There were a few hot chicks who’d “tip” by answering the door in various states of undress, and I was offered a bit more than a view by one. Had to decline, though.
When does a server use gas? On a commute? Yeah, like everyone else. A delivery driver is using gas and putting miles on his car the whole time he’s working.
Food service establishments almost invariably issue uniforms free of charge to make sure their employees look clean - and you don’t think drivers get cut early?
The median net income for servers is far higher. Trust me, I would have taken a job waiting tables in a second if I could have found one.
Why? First, as others have noted, the 20% or so you may give to a waiter is not usually kept entirely by the waiter. They often have to tip out other employees like runners and bussers. Assuming the average server goes home with 20% of the revenue is likely false. Second, the later median salary is for all waiters, not those who work at places with comparable pricing to that of a pizza delivery shop. Even a fancy pizza place doesn’t charge more than $30 or so a pie. Fancy restaurants can charge several times that for dinner, thus the median salaries for servers are gonna be higher even if the percentage tips received by them were equal to that of pizza delivery people.

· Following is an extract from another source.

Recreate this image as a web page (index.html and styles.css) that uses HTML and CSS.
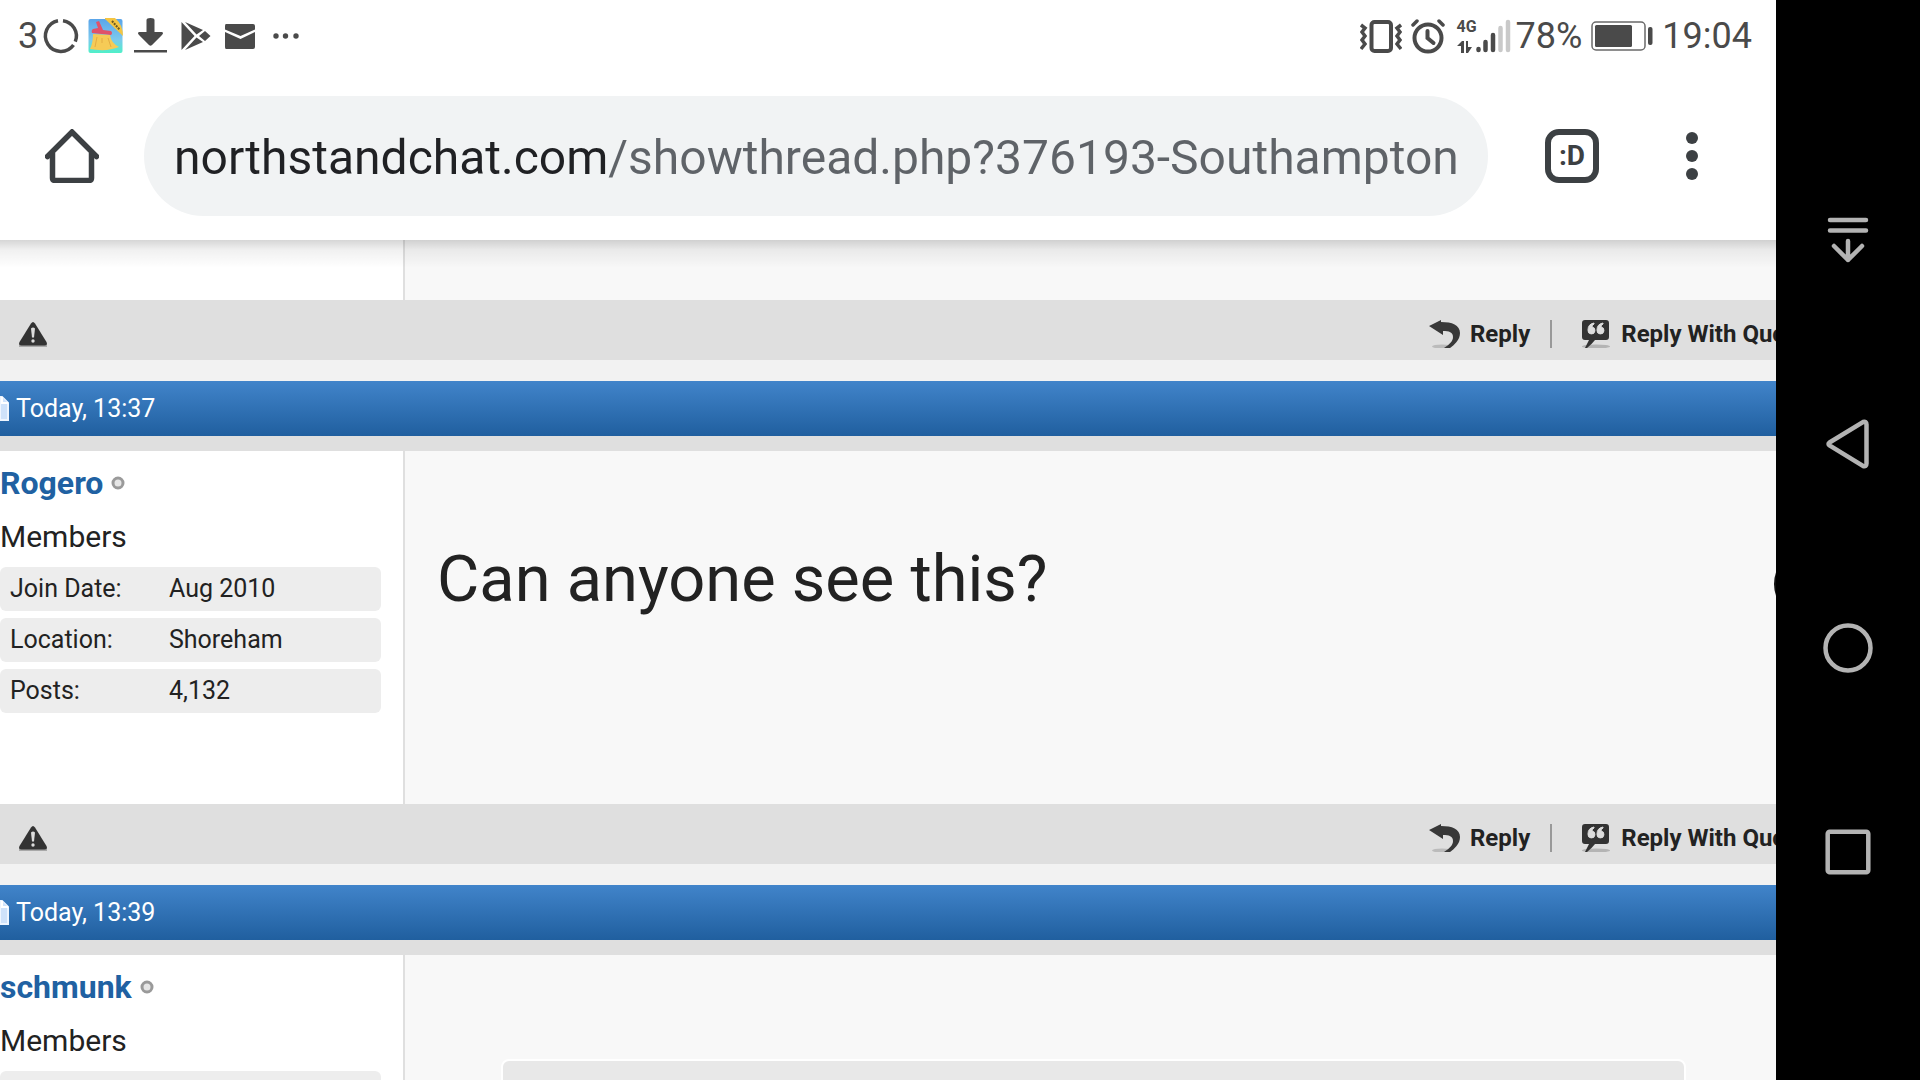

That said, have you ever waited tables? It’s much harder and takes far more skill than delivering pizza. I am not sure why you are so fixated on comparing the two aside from the fact that you delivered food. By that logic, why don’t we tip pizza delivery people so that their salaries match UPS delivery people (almost 74k/year)? They both deliver things, right? Why is that not your basis for comparison? There is a reason pizza delivery people get paid what they do. Is it because the job isn’t that hard, and employers don’t find it’s necessary to pay more to attract competent people? Fairness has nothing to do with it, and expecting people to tip absurd amounts in order to raise their salaries to some arbitrary standard is foolish. At this point, I can’t even tell if you are joking or not.